Leptons in holographic composite Higgs models with non-abelian discrete symmetries

We study leptons in holographic composite Higgs models, namely in models possibly admitting a weakly coupled description in terms of five-dimensional (5D) theories. We introduce two scenarios leading to Majorana or Dirac neutrinos, based on the nonabelian discrete group S-4 x Z(3) which is responsible for nearly tri-bimaximal lepton mixing. The smallness of neutrino masses is naturally explained and normal/inverted mass ordering can be accommodated. We analyze two specific 5D gauge-Higgs unification models in warped space as concrete examples of our framework.

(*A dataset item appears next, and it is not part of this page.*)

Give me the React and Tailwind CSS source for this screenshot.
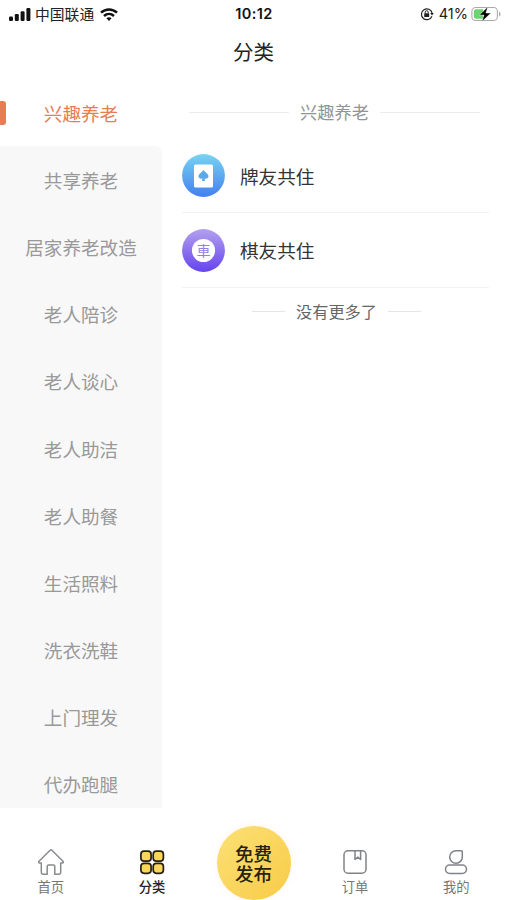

Both models pass the current bounds on Lepton Flavour Violation (LFV) processes. We pay special attention to the effect of so called boundary kinetic terms that are the dominant source of LFV. The model with Majorana neutrinos is compatible with a Kaluza-Klein vector mass scale m(KK) greater than or similar to 3.5TeV, which is roughly the lowest scale allowed by electroweak considerations. The model with Dirac neutrinos, although not strongly constrained by LFV processes and data on lepton mixing, suffers from a too large deviation of the neutrino coupling to the Z boson from its Standard Model value, pushing m(KK) greater than or similar to 10TeV.